Bombardier is to cut a further 490 jobs from its Northern Ireland operations, the aerospace firm has announced.
The Canadian aircraft manufacturer employs about 4,000 people across several locations in Northern Ireland.
The region’s biggest high-tech manufacturer said it had to reduce its workforce after reviewing its “manpower requirements” in Belfast.
The Unite trade union said the job losses were a “bombshell, unjustified in the face of rising profits”.
The company employs 69,500 worldwide, and most of its NI-based workforce are based at a wing-making plant in Belfast.
In February, Bombardier, which also manufactures trains, reported a 57% rise in profits.
‘Impact on families’
The firm announced this month that it was cutting 5,000 jobs across its global operations.
At the time, it said 3,000 posts would be lost at its Canadian locations.

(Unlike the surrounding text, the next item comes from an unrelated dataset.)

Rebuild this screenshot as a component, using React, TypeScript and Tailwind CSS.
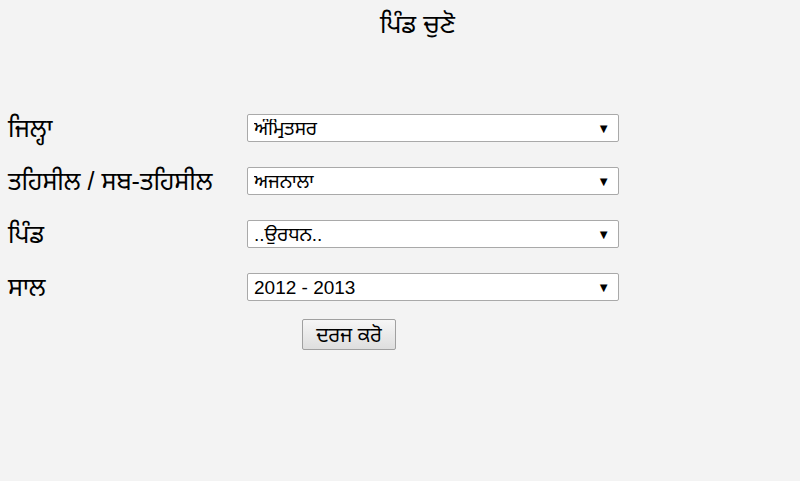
import React from "react";

const rows: { label: string; value: string }[] = [
  { label: "ਜਿਲ੍ਹਾ", value: "ਅੰਮ੍ਰਿਤਸਰ" },
  { label: "ਤਹਿਸੀਲ / ਸਬ-ਤਹਿਸੀਲ", value: "ਅਜਨਾਲਾ" },
  { label: "ਪਿੰਡ", value: "..ਉਰਧਨ.." },
  { label: "ਸਾਲ", value: "2012 - 2013" },
];

const SelectBox = ({ value }: { value: string }) => (
  <div className="relative w-[372px]">
    <select
      defaultValue={value}
      className="h-[28px] w-full appearance-none rounded-[2px] border border-[#a9a9a9] bg-white pl-[6px] text-[19px] leading-none text-black outline-none"
    >
      <option value={value}>{value}</option>
    </select>
    {/* dropdown arrow */}
    <span className="pointer-events-none absolute right-[9px] top-[5px] text-[13px] text-black">
      ▼
    </span>
  </div>
);

export default function App() {
  return (
    <div
      className="h-[481px] w-[800px] bg-[#f3f3f3] px-[8px] pt-[2px] text-black"
      style={{ fontFamily: '"Liberation Sans", "Noto Sans Gurmukhi", "Noto Sans", sans-serif' }}
    >
      <h2 className="pt-[7px] pl-[372px] text-[25px] leading-[30px]">ਪਿੰਡ ਚੁਣੋ</h2>

      <div className="mt-[75px] flex flex-col gap-[25px]">
        {rows.map((r) => (
          <div key={r.label} className="flex items-center">
            <div className="w-[239px] text-[25px] leading-[28px]">{r.label}</div>
            <SelectBox value={r.value} />
          </div>
        ))}
      </div>

      <div className="mt-[18px] pl-[294px]">
        <button className="h-[31px] w-[94px] rounded-[2px] border border-[#a0a0a0] bg-gradient-to-b from-[#f6f6f6] to-[#dedede] text-[20px] leading-none">
          ਦਰਜ ਕਰੋ
        </button>
      </div>
    </div>
  );
}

The company acknowledged that cutting the jobs in Belfast would have an “impact… on our workforce and their families”.
“We continue to explore opportunities to help mitigate the number of compulsory redundancies,” it added.
“However, we need to continue to cut costs and improve the efficiency of our operations to help ensure our long-term competitiveness.”
Timeline: Bombardier job losses
May 2015: Firm announced a cut of at least 220 jobs due to a fall in demand for business jets.
February 2016: It said it would lose about 20% of its NI workforce, with 580 jobs to go in 2016 and 500 in 2017.
April 2016: Job cuts revised – from 580 to 630.
September 2017:Another 95 redundancies announced.
October 2017:Plan to cut another 280 jobs revealed.
The scale of the job losses exceeded the “worst fears” of Unite members, said Jackie Pollock, the union’s Ireland secretary.
“Although these jobs will not go until February or March, this announcement is a cruel blow for the Bombardier workforce in the mouth of Christmas.”
Wings for the A220 plane – formerly known as the CSeries – are made at a factory in Belfast, supporting about 1,000 jobs.
In July, Bombardier said it had to make more efficiency savings in Northern Ireland in an attempt to increase sales of the plane by making it cheaper.
The Belfast plant is based in the East Belfast constituency of Ulster Unionist MLA Andy Allen, who said the job losses were a “devastating blow” to workers.
“It is difficult to overestimate the importance of Bombardier to not just east Belfast but the economic wellbeing of Northern Ireland,” he added.
“These are high-quality jobs that we simply cannot afford to lose.”
The DUP’s East Belfast MP Gavin Robinson said he hoped the company would do “everything possible to minimise the number of compulsory redundancies”.
There have been several redundancy programmes at Bombardier in Northern Ireland in recent years.